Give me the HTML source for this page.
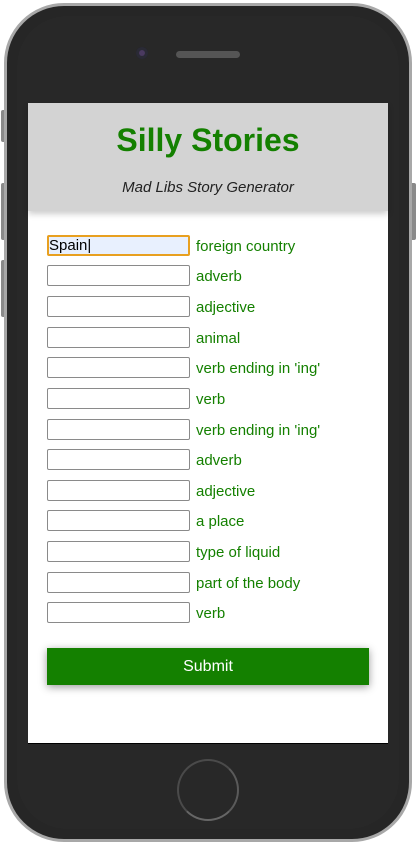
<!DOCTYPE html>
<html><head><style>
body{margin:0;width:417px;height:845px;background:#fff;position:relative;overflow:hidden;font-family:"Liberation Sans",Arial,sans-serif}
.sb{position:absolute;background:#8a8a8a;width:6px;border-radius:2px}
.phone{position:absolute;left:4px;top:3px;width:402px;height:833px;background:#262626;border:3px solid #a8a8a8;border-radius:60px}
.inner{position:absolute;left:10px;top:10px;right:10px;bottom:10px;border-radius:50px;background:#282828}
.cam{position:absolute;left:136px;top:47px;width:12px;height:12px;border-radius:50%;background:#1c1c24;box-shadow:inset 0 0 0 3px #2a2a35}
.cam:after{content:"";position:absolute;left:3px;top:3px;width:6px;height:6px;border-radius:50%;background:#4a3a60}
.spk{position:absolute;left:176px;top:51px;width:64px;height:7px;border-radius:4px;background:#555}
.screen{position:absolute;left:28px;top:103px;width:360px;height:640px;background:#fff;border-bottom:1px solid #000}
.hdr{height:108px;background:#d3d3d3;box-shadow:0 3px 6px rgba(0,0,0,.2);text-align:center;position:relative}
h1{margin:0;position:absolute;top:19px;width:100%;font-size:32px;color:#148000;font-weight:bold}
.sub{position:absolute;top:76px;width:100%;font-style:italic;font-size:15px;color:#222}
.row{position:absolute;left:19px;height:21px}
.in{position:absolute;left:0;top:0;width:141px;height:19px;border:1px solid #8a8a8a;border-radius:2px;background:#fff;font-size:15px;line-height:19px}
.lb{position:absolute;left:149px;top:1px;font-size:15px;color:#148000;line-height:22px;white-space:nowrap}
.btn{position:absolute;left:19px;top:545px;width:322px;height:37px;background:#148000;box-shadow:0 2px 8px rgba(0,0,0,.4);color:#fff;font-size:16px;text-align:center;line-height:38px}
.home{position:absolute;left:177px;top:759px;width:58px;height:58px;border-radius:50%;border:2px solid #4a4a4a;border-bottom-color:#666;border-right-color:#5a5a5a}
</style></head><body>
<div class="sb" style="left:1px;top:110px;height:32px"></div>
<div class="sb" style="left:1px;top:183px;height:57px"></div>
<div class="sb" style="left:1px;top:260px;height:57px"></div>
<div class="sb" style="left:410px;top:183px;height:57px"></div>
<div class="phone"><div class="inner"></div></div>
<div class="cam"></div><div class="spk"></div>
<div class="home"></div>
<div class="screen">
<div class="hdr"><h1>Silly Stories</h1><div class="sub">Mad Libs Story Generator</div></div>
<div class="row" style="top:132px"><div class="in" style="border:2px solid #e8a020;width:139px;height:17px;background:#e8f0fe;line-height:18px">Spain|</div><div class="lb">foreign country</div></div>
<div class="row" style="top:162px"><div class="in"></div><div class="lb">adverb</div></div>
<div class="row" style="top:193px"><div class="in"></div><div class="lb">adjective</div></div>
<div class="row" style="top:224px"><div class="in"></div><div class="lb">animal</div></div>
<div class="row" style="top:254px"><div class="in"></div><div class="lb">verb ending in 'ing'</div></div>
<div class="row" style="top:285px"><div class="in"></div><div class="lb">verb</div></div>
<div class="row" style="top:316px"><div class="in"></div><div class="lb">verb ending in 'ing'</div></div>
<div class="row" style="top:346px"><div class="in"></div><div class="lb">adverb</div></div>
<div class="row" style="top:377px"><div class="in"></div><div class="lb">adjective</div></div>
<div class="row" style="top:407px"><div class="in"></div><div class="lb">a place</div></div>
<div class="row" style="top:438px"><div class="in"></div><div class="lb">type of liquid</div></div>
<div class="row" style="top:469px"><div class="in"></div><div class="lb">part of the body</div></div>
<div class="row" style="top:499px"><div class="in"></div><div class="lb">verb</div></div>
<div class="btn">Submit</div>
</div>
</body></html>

• **WHAT YOU SHOULD DO**: Transcribe the material exactly, and leave out whatever pictures it holds.

• **COMPLETE OUTPUT**:
Give me the HTML source for this page.
<!DOCTYPE html>
<html><head><style>
body{margin:0;width:417px;height:845px;background:#fff;position:relative;overflow:hidden;font-family:"Liberation Sans",Arial,sans-serif}
.sb{position:absolute;background:#8a8a8a;width:6px;border-radius:2px}
.phone{position:absolute;left:4px;top:3px;width:402px;height:833px;background:#262626;border:3px solid #a8a8a8;border-radius:60px}
.inner{position:absolute;left:10px;top:10px;right:10px;bottom:10px;border-radius:50px;background:#282828}
.cam{position:absolute;left:136px;top:47px;width:12px;height:12px;border-radius:50%;background:#1c1c24;box-shadow:inset 0 0 0 3px #2a2a35}
.cam:after{content:"";position:absolute;left:3px;top:3px;width:6px;height:6px;border-radius:50%;background:#4a3a60}
.spk{position:absolute;left:176px;top:51px;width:64px;height:7px;border-radius:4px;background:#555}
.screen{position:absolute;left:28px;top:103px;width:360px;height:640px;background:#fff;border-bottom:1px solid #000}
.hdr{height:108px;background:#d3d3d3;box-shadow:0 3px 6px rgba(0,0,0,.2);text-align:center;position:relative}
h1{margin:0;position:absolute;top:19px;width:100%;font-size:32px;color:#148000;font-weight:bold}
.sub{position:absolute;top:76px;width:100%;font-style:italic;font-size:15px;color:#222}
.row{position:absolute;left:19px;height:21px}
.in{position:absolute;left:0;top:0;width:141px;height:19px;border:1px solid #8a8a8a;border-radius:2px;background:#fff;font-size:15px;line-height:19px}
.lb{position:absolute;left:149px;top:1px;font-size:15px;color:#148000;line-height:22px;white-space:nowrap}
.btn{position:absolute;left:19px;top:545px;width:322px;height:37px;background:#148000;box-shadow:0 2px 8px rgba(0,0,0,.4);color:#fff;font-size:16px;text-align:center;line-height:38px}
.home{position:absolute;left:177px;top:759px;width:58px;height:58px;border-radius:50%;border:2px solid #4a4a4a;border-bottom-color:#666;border-right-color:#5a5a5a}
</style></head><body>
<div class="sb" style="left:1px;top:110px;height:32px"></div>
<div class="sb" style="left:1px;top:183px;height:57px"></div>
<div class="sb" style="left:1px;top:260px;height:57px"></div>
<div class="sb" style="left:410px;top:183px;height:57px"></div>
<div class="phone"><div class="inner"></div></div>
<div class="cam"></div><div class="spk"></div>
<div class="home"></div>
<div class="screen">
<div class="hdr"><h1>Silly Stories</h1><div class="sub">Mad Libs Story Generator</div></div>
<div class="row" style="top:132px"><div class="in" style="border:2px solid #e8a020;width:139px;height:17px;background:#e8f0fe;line-height:18px">Spain|</div><div class="lb">foreign country</div></div>
<div class="row" style="top:162px"><div class="in"></div><div class="lb">adverb</div></div>
<div class="row" style="top:193px"><div class="in"></div><div class="lb">adjective</div></div>
<div class="row" style="top:224px"><div class="in"></div><div class="lb">animal</div></div>
<div class="row" style="top:254px"><div class="in"></div><div class="lb">verb ending in 'ing'</div></div>
<div class="row" style="top:285px"><div class="in"></div><div class="lb">verb</div></div>
<div class="row" style="top:316px"><div class="in"></div><div class="lb">verb ending in 'ing'</div></div>
<div class="row" style="top:346px"><div class="in"></div><div class="lb">adverb</div></div>
<div class="row" style="top:377px"><div class="in"></div><div class="lb">adjective</div></div>
<div class="row" style="top:407px"><div class="in"></div><div class="lb">a place</div></div>
<div class="row" style="top:438px"><div class="in"></div><div class="lb">type of liquid</div></div>
<div class="row" style="top:469px"><div class="in"></div><div class="lb">part of the body</div></div>
<div class="row" style="top:499px"><div class="in"></div><div class="lb">verb</div></div>
<div class="btn">Submit</div>
</div>
</body></html>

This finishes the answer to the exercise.